I was just in the process of creating a native arm-softfloat-linux-gnu-gcc on i486-pc-linux-gnu. The crossdev toolchain was setup flawlessly, but when I attempted to cross-compile gcc, I ran into some very strange errors.

About half-way through the configure stage, configure began re-identifying the host and build systems.

The issue was that the flags --enable-serial-host --enable-serial-target --enable-serial-build were not passed when the operation was determined to be a cross-compilation.

Moreover, I noticed that the is_crosscompile() function in the same file was incorrect - can someone please verify this? I'm fairly positive from the gcc configuration script.

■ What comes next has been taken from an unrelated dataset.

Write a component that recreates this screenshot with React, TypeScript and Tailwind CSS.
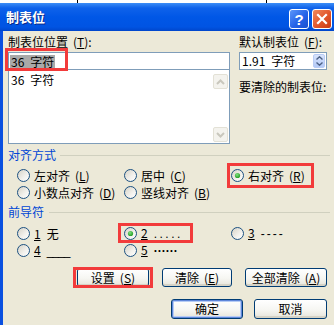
import { ReactNode } from "react";

const font = "font-['Noto_Sans_CJK_SC','Noto_Sans_CJK_JP',sans-serif]";

function Radio({ checked }: { checked?: boolean }) {
  return (
    <svg width="13" height="13" viewBox="0 0 13 13" className="shrink-0">
      <defs>
        <linearGradient id="radioFill" x1="0" y1="0" x2="1" y2="1">
          <stop offset="0" stopColor="#D4D0C4" />
          <stop offset="0.6" stopColor="#F3F2EE" />
          <stop offset="1" stopColor="#FFFFFF" />
        </linearGradient>
        <radialGradient id="radioDot" cx="0.4" cy="0.35" r="0.7">
          <stop offset="0" stopColor="#7FE07F" />
          <stop offset="1" stopColor="#1E9A1E" />
        </radialGradient>
      </defs>
      <circle cx="6.5" cy="6.5" r="6" fill="url(#radioFill)" stroke="#1C5180" />
      {checked && <circle cx="6.5" cy="6.5" r="2.6" fill="url(#radioDot)" />}
    </svg>
  );
}

function Option({ checked, children }: { checked?: boolean; children: ReactNode }) {
  return (
    <div className="flex items-center h-[17px]">
      <Radio checked={checked} />
      <span className="ml-[4px] whitespace-nowrap">{children}</span>
    </div>
  );
}

function Key({ k }: { k: string }) {
  return (
    <span className="ml-[5px]">
      (<u>{k}</u>)
    </span>
  );
}

function Gap({ children }: { children: ReactNode }) {
  return <span className="ml-[6px]">{children}</span>;
}

function Btn({ w, def, children }: { w: string; def?: boolean; children: ReactNode }) {
  return (
    <div
      className={`${w} h-full rounded-[3px] border border-[#003C74] bg-[linear-gradient(to_bottom,#FFFFFF_0%,#F6F6F2_55%,#E6E4DA_100%)] flex items-center justify-center whitespace-nowrap ${
        def ? "shadow-[inset_0_0_0_1px_#5E86DA,inset_0_0_0_2px_#B6CCF5]" : "shadow-[inset_0_-2px_0_#D6D3C6]"
      }`}
    >
      {children}
    </div>
  );
}

function ScrollBtn({ up }: { up?: boolean }) {
  return (
    <div className="h-[15px] w-[15px] rounded-[2px] border border-[#E3E1D6] bg-[#F4F3EE] flex items-center justify-center">
      <svg width="9" height="6" viewBox="0 0 9 6">
        <path
          d={up ? "M1 5 L4.5 1.5 L8 5" : "M1 1 L4.5 4.5 L8 1"}
          fill="none"
          stroke="#C9C7BD"
          strokeWidth="2"
        />
      </svg>
    </div>
  );
}

function RedBox({ className }: { className: string }) {
  return <div className={`absolute border-[3px] border-[#F23B3B] pointer-events-none ${className}`} />;
}

export default function App() {
  return (
    <div className={`relative w-[334px] h-[325px] overflow-hidden bg-white text-[12px] leading-[14px] text-black ${font}`}>
      {/* strip above the window */}
      <div className="flex h-[3px]">
        <div className="w-[77px]" />
        <div className="w-px bg-black" />
        <div className="w-[188px]" />
        <div className="w-px bg-black" />
      </div>

      {/* title bar */}
      <div className="flex h-[28px] bg-[linear-gradient(to_bottom,#3C8DF6_0%,#0F62EA_18%,#0057E6_50%,#0054E3_85%,#0046CC_100%)]">
        <div className="pl-[6px] self-center text-white font-bold text-[13px] leading-[16px] [text-shadow:1px_1px_#0A2A8A]">
          制表位
        </div>
        <div className="ml-auto flex gap-[3px] pt-[6px] pr-[2px]">
          <div className="w-[20px] h-[20px] rounded-[3px] border border-white bg-[linear-gradient(135deg,#5C96FA_0%,#2563E8_55%,#1A4FD0_100%)] flex items-center justify-center text-white font-bold text-[15px] leading-none font-['Liberation_Sans',sans-serif]">
            ?
          </div>
          <div className="w-[20px] h-[20px] rounded-[3px] border border-white bg-[linear-gradient(135deg,#F08A5E_0%,#E1552B_55%,#C83A14_100%)] flex items-center justify-center">
            <svg width="12" height="12" viewBox="0 0 12 12">
              <path d="M2 2 L10 10 M10 2 L2 10" stroke="white" strokeWidth="2.2" strokeLinecap="square" />
            </svg>
          </div>
        </div>
      </div>

      {/* body */}
      <div className="h-[294px] bg-[#ECE9D8] border-l-[3px] border-[#0A50E0] flex flex-col">
        <div className="flex pl-[5px] pt-[4px]">
          {/* left column */}
          <div className="w-[222px] flex flex-col">
            <div className="h-[14px] whitespace-nowrap">
              制表位位置
              <Key k="T" />:
            </div>
            <div className="mt-[3px] h-[18px] border border-[#7F9DB9] bg-white flex items-center pl-[1px]">
              <span className="bg-[#A9A9A9] px-[1px] leading-[13px]">
                36<Gap>字符</Gap>
              </span>
            </div>
            <div className="h-[74px] border border-t-0 border-[#7F9DB9] bg-white flex">
              <div className="flex-1 pl-[2px] pt-[3px]">
                36<Gap>字符</Gap>
              </div>
              <div className="flex flex-col justify-between pt-[4px] pb-[1px] pr-[1px]">
                <ScrollBtn up />
                <ScrollBtn />
              </div>
            </div>
          </div>

          {/* right column */}
          <div className="ml-[9px] w-[88px] flex flex-col">
            <div className="h-[14px] whitespace-nowrap">
              默认制表位
              <Key k="F" />:
            </div>
            <div className="mt-[3px] h-[18px] border border-[#7F9DB9] bg-white flex items-center pl-[2px] pr-[1px]">
              <span className="flex-1">
                1.91<Gap>字符</Gap>
              </span>
              <div className="w-[12px] h-[14px] rounded-[2px] bg-[linear-gradient(to_bottom,#D8E4FC,#B3C9F7)] border border-[#B9CCF5] flex flex-col items-center justify-center gap-[2px]">
                <svg width="7" height="4" viewBox="0 0 7 4">
                  <path d="M0.5 3.5 L3.5 0.8 L6.5 3.5" fill="none" stroke="#4D6185" strokeWidth="1.4" />
                </svg>
                <svg width="7" height="4" viewBox="0 0 7 4">
                  <path d="M0.5 0.5 L3.5 3.2 L6.5 0.5" fill="none" stroke="#4D6185" strokeWidth="1.4" />
                </svg>
              </div>
            </div>
            <div className="mt-[10px] h-[14px] whitespace-nowrap">要清除的制表位:</div>
          </div>
        </div>

        {/* 对齐方式 */}
        <div className="mt-[4px] pl-[5px] pr-[4px] h-[14px] flex items-center gap-[4px]">
          <span className="text-[#0046D5] whitespace-nowrap">对齐方式</span>
          <div className="flex-1 h-px bg-[#D0D0BF]" />
        </div>
        <div className="mt-[5px] pl-[14px] grid grid-cols-[107px_107px_auto]">
          <Option>
            左对齐
            <Key k="L" />
          </Option>
          <Option>
            居中
            <Key k="C" />
          </Option>
          <Option checked>
            右对齐
            <Key k="R" />
          </Option>
          <Option>
            小数点对齐
            <Key k="D" />
          </Option>
          <Option>
            竖线对齐
            <Key k="B" />
          </Option>
        </div>

        {/* 前导符 */}
        <div className="mt-[4px] pl-[5px] pr-[4px] h-[14px] flex items-center gap-[5px]">
          <span className="text-[#0046D5] whitespace-nowrap">前导符</span>
          <div className="flex-1 h-px bg-[#D0D0BF]" />
        </div>
        <div className="mt-[6px] pl-[14px] grid grid-cols-[107px_107px_auto]">
          <Option>
            <u>1</u>
            <Gap>无</Gap>
          </Option>
          <Option checked>
            <u>2</u>
            <Gap>
              <span className="font-['Liberation_Sans',sans-serif] tracking-[2.5px]">.....</span>
            </Gap>
          </Option>
          <Option>
            <u>3</u>
            <Gap>
              <span className="font-['Liberation_Sans',sans-serif] tracking-[2px]">----</span>
            </Gap>
          </Option>
          <Option>
            <u>4</u>
            <Gap>
              <span className="font-['Liberation_Sans',sans-serif] tracking-[-1px]">____</span>
            </Gap>
          </Option>
          <Option>
            <u>5</u>
            <Gap>
              <span className="font-['Liberation_Sans',sans-serif] font-bold">······</span>
            </Gap>
          </Option>
        </div>

        {/* buttons */}
        <div className="mt-[9px] h-[19px] pl-[74px] flex gap-[13px]">
          <Btn w="w-[72px]">
            设置
            <Key k="S" />
          </Btn>
          <Btn w="w-[70px]">
            清除
            <Key k="E" />
          </Btn>
          <Btn w="w-[82px]">
            全部清除
            <Key k="A" />
          </Btn>
        </div>
        <div className="mt-[12px] h-[20px] pr-[7px] flex justify-end gap-[11px]">
          <Btn w="w-[72px]" def>
            确定
          </Btn>
          <Btn w="w-[73px]">取消</Btn>
        </div>
      </div>

      {/* red annotation boxes */}
      <RedBox className="left-[5px] top-[48px] w-[63px] h-[23px]" />
      <RedBox className="left-[227px] top-[163px] w-[87px] h-[25px]" />
      <RedBox className="left-[118px] top-[223px] w-[75px] h-[20px]" />
      <RedBox className="left-[73px] top-[267px] w-[80px] h-[21px]" />
    </div>
  );
}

For a regular cross-compile, CHOST != CBUILD, and CHOST == CTARGET. However, when performing a Canadian-cross (building a compiler on CBUILD intended to run on CHOST, to compile binaries for CTARGET) both CHOST != CTARGET and CBUILD != CTARGET.

The point is though, that even for straight cross-compiles it's usually more dependent on CHOST being set to a different architecture than CTARGET.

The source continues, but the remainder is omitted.